Exercise task> Return every line below in which "React" appears.

--- START OF Dataset content ---

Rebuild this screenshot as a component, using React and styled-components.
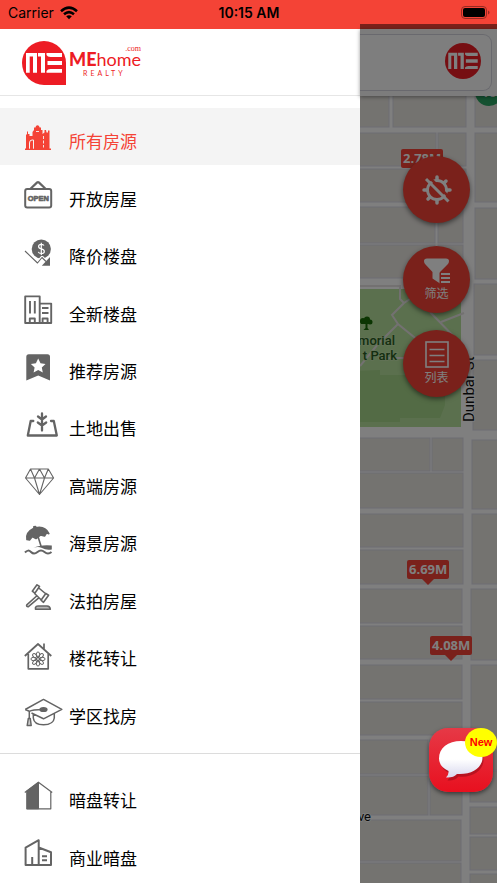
import React, { useState } from "react";
import styled, { createGlobalStyle, css } from "styled-components";

const RED = "#f44336";
const BRAND = "#ed1c24";
const GREY = "#646464";

const GlobalStyle = createGlobalStyle`
  *, *::before, *::after { box-sizing: border-box; }
  body { margin: 0; background: #fff; }
  button { font: inherit; border: 0; padding: 0; cursor: pointer; }
`;

const Screen = styled.div`
  display: flex;
  flex-direction: column;
  height: 100vh;
  overflow: hidden;
  font-family: Inter, "Noto Sans CJK SC", sans-serif;
  color: #000;
`;

const StatusBar = styled.header`
  display: grid;
  grid-template-columns: 1fr auto 1fr;
  align-items: center;
  flex: none;
  height: 29px;
  padding: 0 7px 4px 8px;
  background: ${RED};
  font-size: 14px;
  line-height: 20px;
`;

const Carrier = styled.div`
  display: flex;
  align-items: center;
  gap: 6px;
`;

const Clock = styled.time`
  font-weight: 600;
`;

const Battery = styled.div`
  display: flex;
  justify-content: flex-end;
`;

const Body = styled.div`
  display: flex;
  flex: 1;
  min-height: 0;
`;

const Drawer = styled.aside`
  flex: 0 0 360px;
  background: #fff;
  overflow: hidden;
`;

const DrawerHeader = styled.div`
  display: flex;
  align-items: center;
  gap: 3px;
  height: 67px;
  padding: 2px 22px 0;
  border-bottom: 1px solid #e6e6e6;
  color: ${BRAND};
`;

const Brand = styled.div`
  display: flex;
  flex-direction: column;
  align-items: flex-start;
  position: relative;
  font-family: Lato, sans-serif;
`;

const BrandName = styled.div`
  font-size: 18px;
  line-height: 20px;
  font-weight: 400;
  strong { font-weight: 900; }
`;

const BrandSuffix = styled.span`
  position: absolute;
  top: -4px;
  right: 0;
  font-family: "Liberation Serif", serif;
  font-size: 8px;
  line-height: 8px;
`;

const BrandTag = styled.div`
  padding-left: 14px;
  font-size: 7px;
  line-height: 8px;
  letter-spacing: 3px;
`;

const Menu = styled.ul`
  display: grid;
  grid-auto-rows: 1fr;
  min-height: ${(p) => p.$height}px;
  margin: 0;
  padding: 0;
  list-style: none;
`;

const MenuNav = styled.nav`
  padding-top: 12px;
`;

const Divider = styled.hr`
  margin: 13px 0;
  border: 0;
  border-top: 1px solid #dcdcdc;
`;

const MenuLink = styled.a`
  display: flex;
  align-items: center;
  gap: 5px;
  height: 100%;
  padding-left: 24px;
  color: #000;
  text-decoration: none;
  ${(p) =>
    p.$active &&
    css`
      background: #f4f4f4;
      color: ${RED};
    `}
`;

const MenuIcon = styled.svg`
  flex: none;
  width: 40px;
  height: 30px;
  overflow: visible;
  fill: none;
  stroke: ${GREY};
  stroke-width: 1.7;
  stroke-linejoin: round;
`;

const MenuLabel = styled.span`
  padding-top: 9px;
  font-family: "Noto Sans CJK SC", sans-serif;
  font-size: 17px;
  line-height: 24px;
`;

const MapPane = styled.main`
  position: relative;
  display: flex;
  flex-direction: column;
  flex: 1;
  min-width: 0;
`;

const SearchBar = styled.div`
  position: relative;
  z-index: 1;
  flex: none;
  height: 67px;
  padding: 5px 5px 5px 0;
  background: #f8f8f8;
  box-shadow: 0 1px 4px rgba(0, 0, 0, 0.4);
`;

const SearchCard = styled.div`
  display: flex;
  align-items: center;
  justify-content: flex-end;
  height: 57px;
  padding: 0 10px 4px 0;
  border: 1px solid #d2d2dc;
  border-left: 0;
  border-radius: 0 9px 9px 0;
  background: #fdfdfd;
`;

const MapCanvas = styled.div`
  position: relative;
  flex: 1;
  min-height: 0;
  overflow: hidden;
  background: #fefefe;
`;

const MapDrawing = styled.svg`
  display: block;
  width: 100%;
  height: 100%;
  font-family: Roboto, sans-serif;
`;

const Pin = styled.div`
  position: absolute;
  left: ${(p) => p.$x}px;
  top: ${(p) => p.$y}px;
  padding: 0 2px;
  border-radius: 2px;
  background: ${RED};
  color: #fff;
  font-family: "Open Sans", sans-serif;
  font-size: 13px;
  font-weight: 700;
  line-height: 19px;
  &::after {
    content: "";
    position: absolute;
    left: 50%;
    top: 100%;
    margin-left: -6px;
    border: 6px solid transparent;
    border-top-color: ${RED};
    border-bottom: 0;
  }
`;

const Cluster = styled.div`
  position: absolute;
  left: 115px;
  top: -18px;
  width: 28px;
  height: 28px;
  border-radius: 50%;
  background: #2aa362;
  color: #fff;
  font: 700 13px/28px "Open Sans", sans-serif;
  text-align: center;
`;

const Actions = styled.div`
  position: absolute;
  z-index: 1;
  top: 127px;
  right: 27px;
  display: grid;
  gap: 17px;
`;

const ActionButton = styled.button`
  display: flex;
  flex-direction: column;
  align-items: center;
  justify-content: center;
  width: 67px;
  height: 67px;
  margin-bottom: ${(p) => (p.$spaced ? 6 : 0)}px;
  border-radius: 50%;
  background: ${RED};
  color: #fff;
  box-shadow: 0 2px 5px rgba(0, 0, 0, 0.5);
  font-family: "Noto Sans CJK SC", sans-serif;
  font-size: 12px;
  line-height: 18px;
`;

const Scrim = styled.div`
  position: absolute;
  z-index: 2;
  inset: -5px 0 0;
  background: rgba(0, 0, 0, 0.5);
`;

const ChatButton = styled.button`
  position: absolute;
  z-index: 3;
  right: 4px;
  bottom: 91px;
  width: 64px;
  height: 64px;
  border-radius: 19px;
  background: linear-gradient(#e63946, #e8101f);
  box-shadow: 0 2px 4px rgba(0, 0, 0, 0.5);
  svg { display: block; }
`;

const NewBadge = styled.span`
  position: absolute;
  top: 0;
  right: -4px;
  width: 32px;
  height: 29px;
  border-radius: 50%;
  background: #ff0;
  color: #f00;
  font: 700 11px/28px "Liberation Sans", sans-serif;
  text-align: center;
`;

function MeGlyph() {
  return (
    <g fill="#fff">
      <path d="M4 12H15V31.800H11V15.500H7.700V31.800H4Z" />
      <path d="M16 12H23V31.800H19V15.500H16Z" />
      <path d="M24.500 12H40V16H28.500Q25.500 16 24.500 14ZM25.500 20H40V24H25.500ZM24.500 30Q25.500 28 28.500 28H40V31.800H24.500Z" />
    </g>
  );
}

function DrawerLogo() {
  return (
    <svg width="44" height="44" viewBox="0 0 44 44" aria-hidden="true">
      <path d="M22 0A22 22 0 1 0 22 44H44V22A22 22 0 0 0 22 0Z" fill={BRAND} />
      <MeGlyph />
    </svg>
  );
}

function RoundLogo() {
  return (
    <svg width="36" height="36" viewBox="0 0 44 44" role="img" aria-label="MEhome">
      <circle cx="22" cy="22" r="22" fill={BRAND} />
      <MeGlyph />
    </svg>
  );
}

const icons = {
  all: (
    <g fill={RED} stroke="none">
      <path d="M1 26.6H2V12.5H3V9.5H4V12H5.5V14H8.5V10L10 8V5.5H11.5L12 4Q13.5 2.5 15 4L15.6 5.5H17V8H18.5V12L20.5 10.5V8H22L22.5 10.5H24V8.5H25.5V26.6H27V28H1Z" />
      <path d="M5.5 26.7V21Q5.500 18 8 18H9.500V26.700" fill="none" stroke="#f4f4f4" strokeWidth="1" />
      <path d="M12 9.500H16M19.500 14V25.500" fill="none" stroke="#f4f4f4" strokeWidth="0.900" strokeDasharray="3 1.500" />
    </g>
  ),
  open: (
    <g>
      <rect x="1.2" y="10" width="26" height="18.6" rx="2" strokeWidth="2" />
      <path d="M6.5 9.8L13.2 3.4Q14 2.8 14.8 3.4L21.5 9.8" strokeWidth="2.2" />
      <text x="14.3" y="22.3" textAnchor="middle" fill={GREY} strokeWidth="0.6" fontFamily="Liberation Sans, sans-serif" fontWeight="700" fontSize="7.5">OPEN</text>
    </g>
  ),
  price: (
    <g>
      <circle cx="17.3" cy="12" r="9.6" fill={GREY} stroke="none" />
      <path d="M1 14L13.5 26L18 20.5L22 24.5" stroke="#fff" strokeWidth="3.4" />
      <path d="M1 14L13.5 26L18 20.5L22 24.5" strokeWidth="1.1" />
      <path d="M26 20V28.7H17.8Z" fill={GREY} stroke="none" />
      <path d="M20 8.6Q19.4 7.4 17.3 7.4Q14.6 7.4 14.6 9.4Q14.6 11.2 17.3 11.8Q20.3 12.4 20.3 14.4Q20.3 16.5 17.3 16.5Q14.9 16.5 14.3 14.9M17.3 5.8V18" stroke="#fff" strokeWidth="1.2" />
    </g>
  ),
  fresh: (
    <g strokeWidth="1.9">
      <path d="M1.2 29V2.4H15.7V29ZM15.7 9.6H27.2V29H15.7" />
      <path d="M6 7V19.5M10.8 7V19.5M18 14H24.5M18 19H24.5M5.8 29V24.5H10.8V29M18.6 29V24.5H23.6V29" />
    </g>
  ),
  star: (
    <g stroke="none">
      <path d="M2.3 4.7Q2.3 2.2 4.8 2.2H23.5Q26 2.2 26 4.7V28.6L14.2 23.4L2.3 28.6Z" fill={GREY} />
      <path d="M14.2 6.5L16.5 11.2L21.5 11.9L17.8 15.4L18.8 20.5L14.2 18L9.6 20.5L10.6 15.4L6.9 11.9L11.9 11.2Z" fill="#fff" />
    </g>
  ),
  land: (
    <g strokeWidth="2.3">
      <path d="M9.3 12H6.7L3.8 26.5H32.8L29.8 12H27M18 4.5V21.500M13.800 13.500L18 16.500L22.200 13.500M14 7.500L18 10.500L22 7.500" strokeLinecap="round" />
    </g>
  ),
  diamond: (
    <path d="M6.5 3H24.3L29.6 12L15.5 28.5L1.5 12ZM1.5 12H29.6M6.5 3L10.5 12L15.5 3L20.5 12L24.3 3M10.5 12L15.5 28.5L20.5 12" strokeWidth="1.1" />
  ),
  sea: (
    <g>
      <path d="M3 15.5Q1.5 8.5 10 4.3L9.9 2.8L11.5 2.6L12 3.8Q21 2 24.8 9.6L22.5 8.8L20.5 12L16.6 10.9L12 14.5L8.3 12.4L5.5 16Z" fill={GREY} />
      <path d="M13.5 11L17.3 23" strokeWidth="1.6" />
      <path d="M9.5 24Q16 20.5 27.8 21.5V25.5Q22 26.5 18 24Q14 22 9.5 24Z" fill={GREY} stroke="none" />
      <path d="M1 28.5Q4 25 7 28T13.5 28T20.5 28T27.5 28" strokeWidth="2" />
    </g>
  ),
  auction: (
    <g strokeWidth="1.6">
      <path d="M8.300 10.200L13 3.800L15.500 5.500L10.800 12.200ZM17 19.200L21.800 12.500L24.600 14.200L19.500 21.300ZM14.800 7L22 13M10.300 12.200L17.300 19M13.200 14.500L2.800 23.800Q2 25.800 4.400 25.600L14.800 16.800" />
      <path d="M11.500 28.300V26.500Q12 25 14 25H23Q26 25 26.300 28.300Z" fill="#b8b8b8" />
    </g>
  ),
  flower: (
    <g strokeWidth="1.7">
      <path d="M4.3 15V29.8H24.2V15M.8 17L14 5L27.3 17M20 10V4.5" />
      <g strokeWidth="1">
        {[0, 45, 90, 135, 180, 225, 270, 315].map((a) => (
          <ellipse key={a} cx="14" cy="15.8" rx="1.7" ry="2.9" transform={`rotate(${a} 14 20)`} />
        ))}
        <circle cx="14" cy="20" r="1.6" />
      </g>
    </g>
  ),
  school: (
    <g strokeWidth="1.5">
      <path d="M1.2 13.5L19.5 3.4L37.8 13.3L19.5 22.8L7.500 17M5.300 15.300Q8 13.700 19.500 13.500M1.200 13.500L5.300 15.300V23M9.300 18V22Q10 28.800 19.500 28.800Q29.500 28.600 30.300 22V17.700" />
      <ellipse cx="19.5" cy="13.5" rx="3.4" ry="1.8" fill={GREY} />
      <path d="M4.3 22.5L3.2 29.5H7.2L6.3 22.5Z" fill="#ccc" />
    </g>
  ),
  half: (
    <g strokeWidth="1.2">
      <path d="M2.8 10.3L14.4 1.8V27.6H2.8Z" fill={GREY} />
      <path d="M.8 11.5L14.4 1.2L28.2 11.5M26.8 10.5V27.8H2.6" />
    </g>
  ),
  commercial: (
    <g strokeWidth="2">
      <path d="M1.6 27V9.6L14.7 2.2V27ZM14.7 9.5L27 14.3V27H14.7M8.2 27V19M18 18.2H23M18 22.2H23" />
    </g>
  ),
};

const primaryItems = [
  ["all", "所有房源"],
  ["open", "开放房屋"],
  ["price", "降价楼盘"],
  ["fresh", "全新楼盘"],
  ["star", "推荐房源"],
  ["land", "土地出售"],
  ["diamond", "高端房源"],
  ["sea", "海景房源"],
  ["auction", "法拍房屋"],
  ["flower", "楼花转让"],
  ["school", "学区找房"],
];

const offMarketItems = [
  ["half", "暗盘转让"],
  ["commercial", "商业暗盘"],
];

/* City blocks: left, top, right, bottom */
const blocks = [
  [350, 90, 389, 127], [393, 90, 466, 127], [475, 90, 505, 127],
  [350, 133, 436, 166], [438, 133, 466, 166], [475, 133, 505, 202],
  [350, 169, 436, 202], [438, 169, 466, 202],
  [350, 207, 435, 243], [438, 207, 463, 243], [350, 245, 435, 278],
  [438, 245, 463, 278], [475, 208, 505, 279],
  [474, 284, 505, 355], [473, 360, 505, 430],
  [350, 438, 430, 471], [432, 438, 463, 471], [472, 440, 505, 509],
  [350, 473, 463, 508], [350, 514, 463, 547], [350, 550, 463, 584],
  [472, 514, 505, 584], [350, 589, 462, 623], [350, 626, 462, 659],
  [471, 589, 505, 660], [350, 665, 462, 699], [350, 702, 462, 735],
  [471, 665, 505, 770], [350, 740, 428, 774], [350, 776, 428, 815],
  [430, 740, 462, 815], [350, 820, 461, 861], [350, 863, 461, 895],
  [470, 771, 505, 802], [470, 807, 505, 834], [470, 837, 505, 870],
  [470, 874, 505, 895],
];

function MapArtwork() {
  return (
    <MapDrawing viewBox="360 96 137 787" preserveAspectRatio="xMinYMin slice" role="img" aria-label="Map">
      {blocks.map(([l, t, r, b]) => (
        <rect key={`${l}-${t}`} x={l} y={t} width={r - l} height={b - t} fill="#e9e6e1" stroke="#dadae6" />
      ))}
      <rect x="350" y="289" width="111" height="138" fill="#b6e09c" />
      <path d="M350 371L380 370V375H445V405L440 418H400V422H350Z" fill="#a6d68a" />
      <path d="M350 286H400V299L404 303L392 315L398 324L430 350M404 303L410 299M398 324L378 344L360 366M430 312L462 345M441 322L464 313M378 358H404" fill="none" stroke="#e6e2e2" strokeWidth="2" />
      <g fill="#176b05">
        <circle cx="363" cy="321" r="3" /><circle cx="367" cy="319.500" r="3" /><circle cx="370" cy="322" r="2.500" />
        <path d="M360 321H372V324H367.5V328L369 330H363.500L365.500 328V324H361Z" />
      </g>
      <g fill="#295c22" stroke="#c5e6ad" strokeWidth="1.500" paintOrder="stroke" fontSize="13" fontWeight="500" textAnchor="end">
        <text x="395" y="345">morial</text>
        <text x="397" y="360">t Park</text>
      </g>
      <g fill="#111" stroke="#fff" strokeWidth="1.500" paintOrder="stroke" fontSize="15">
        <text transform="translate(474 422) rotate(-90)">Dunbar St</text>
        <text x="371" y="821" fontSize="13" textAnchor="end">ve</text>
      </g>
    </MapDrawing>
  );
}

function MenuSection({ items, height, active, onSelect }) {
  return (
    <Menu $height={height}>
      {items.map(([id, label]) => (
        <li key={id}>
          <MenuLink
            href={`#${id}`}
            $active={active === id}
            aria-current={active === id ? "page" : undefined}
            onClick={() => onSelect(id)}
          >
            <MenuIcon viewBox="0 0 40 30" aria-hidden="true">{icons[id]}</MenuIcon>
            <MenuLabel>{label}</MenuLabel>
          </MenuLink>
        </li>
      ))}
    </Menu>
  );
}

export default function App() {
  const [active, setActive] = useState("all");
  return (
    <Screen>
      <GlobalStyle />
      <StatusBar>
        <Carrier>
          Carrier
          <svg width="18" height="14" viewBox="0 0 18 14" fill="none" stroke="#000" strokeWidth="2.500" aria-hidden="true">
            <path d="M1 5.200Q9-2 17 5.200M4 8.300Q9 4 14 8.300" />
            <path d="M6.200 10.300Q9 8 11.800 10.300L9 13.300Z" fill="#000" stroke="none" />
          </svg>
        </Carrier>
        <Clock>10:15 AM</Clock>
        <Battery>
          <svg width="29" height="13" viewBox="0 0 29 13" role="img" aria-label="Battery full">
            <rect x="0.500" y="0.500" width="25" height="12" rx="3.500" fill="none" stroke="#962a22" />
            <rect x="2" y="2" width="22" height="9" rx="2" />
            <path d="M27 4.500Q28.500 5 28.500 6.500T27 8.500Z" fill="#962a22" />
          </svg>
        </Battery>
      </StatusBar>
      <Body>
        <Drawer>
          <DrawerHeader>
            <DrawerLogo />
            <Brand>
              <BrandName><strong>ME</strong>home</BrandName>
              <BrandSuffix>.com</BrandSuffix>
              <BrandTag>REALTY</BrandTag>
            </Brand>
          </DrawerHeader>
          <MenuNav aria-label="房源">
            <MenuSection items={primaryItems} height={632} active={active} onSelect={setActive} />
            <Divider />
            <MenuSection items={offMarketItems} height={115} active={active} onSelect={setActive} />
          </MenuNav>
        </Drawer>
        <MapPane>
          <SearchBar>
            <SearchCard><RoundLogo /></SearchCard>
          </SearchBar>
          <MapCanvas>
            <MapArtwork />
            <Cluster>10</Cluster>
            <Pin $x={41} $y={53}>2.78M</Pin>
            <Pin $x={47} $y={464}>6.69M</Pin>
            <Pin $x={70} $y={540}>4.08M</Pin>
          </MapCanvas>
          <Actions>
            <ActionButton type="button" aria-label="定位" $spaced>
              <svg width="30" height="30" viewBox="0 0 30 30" fill="none" stroke="#fff" aria-hidden="true">
                <circle cx="15" cy="15" r="9.500" strokeWidth="2.800" />
                <path d="M15 2V5M15 25V28M2 15H5M25 15H28M22 8L24 6M8 22L6 24" strokeWidth="3.500" strokeLinecap="round" />
                <path d="M6.500 1.500L29 24" stroke={RED} strokeWidth="2.500" />
                <path d="M4 4L26.500 26.500" strokeWidth="3" />
              </svg>
            </ActionButton>
            <ActionButton type="button">
              <svg width="28" height="26" viewBox="0 0 28 26" fill="#fff" aria-hidden="true">
                <path d="M1 3Q1 .5 4 .5H23Q26 .5 26 3Q26 5 24.500 6.500L17 14V25.500L9.500 20.500V14L2.500 6.500Q1 5 1 3Z" />
                <path d="M16.500 14.500H27V25.500H16.500Z" fill={RED} />
                <path d="M18 15H27V17H18ZM18 19H27V21H18ZM18 23H27V25H18Z" />
              </svg>
              筛选
            </ActionButton>
            <ActionButton type="button">
              <svg width="24" height="27" viewBox="0 0 24 27" fill="none" stroke="#fff" aria-hidden="true">
                <rect x="1" y="1" width="22" height="25" strokeWidth="1.600" />
                <path d="M4.500 8.500H19.500M4.500 14.500H19.500M4.500 20.500H19.500" strokeWidth="1.600" />
              </svg>
              列表
            </ActionButton>
          </Actions>
          <Scrim />
          <ChatButton type="button" aria-label="Chat, New">
            <svg width="64" height="64" viewBox="0 0 64 64" aria-hidden="true">
              <defs>
                <linearGradient id="bubble" x1="0" y1="0" x2="0" y2="1">
                  <stop offset="0.5" stopColor="#fff" />
                  <stop offset="1" stopColor="#d8d8ee" />
                </linearGradient>
              </defs>
              <path d="M32 14C19 14 10.500 21 10.500 31Q10.500 39 20 43.500Q20.500 47.500 17.500 50.500Q25 51 28.500 46.500C43 48 53.500 40 53.500 30C53.500 20 44 14 32 14Z" transform="translate(1 2)" fill="#8a0a16" opacity="0.5" />
              <path d="M32 13C19 13 10 20 10 30.500Q10 38.500 19.500 43Q20 47 17 49.500Q24.500 50 28 46C43 47 53.500 39.500 53.500 29.500C53.500 19 44 13 32 13Z" fill="url(#bubble)" />
            </svg>
            <NewBadge>New</NewBadge>
          </ChatButton>
        </MapPane>
      </Body>
    </Screen>
  );
}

--- END OF Dataset content ---

Final result>
Rebuild this screenshot as a component, using React and styled-components.
import React, { useState } from "react";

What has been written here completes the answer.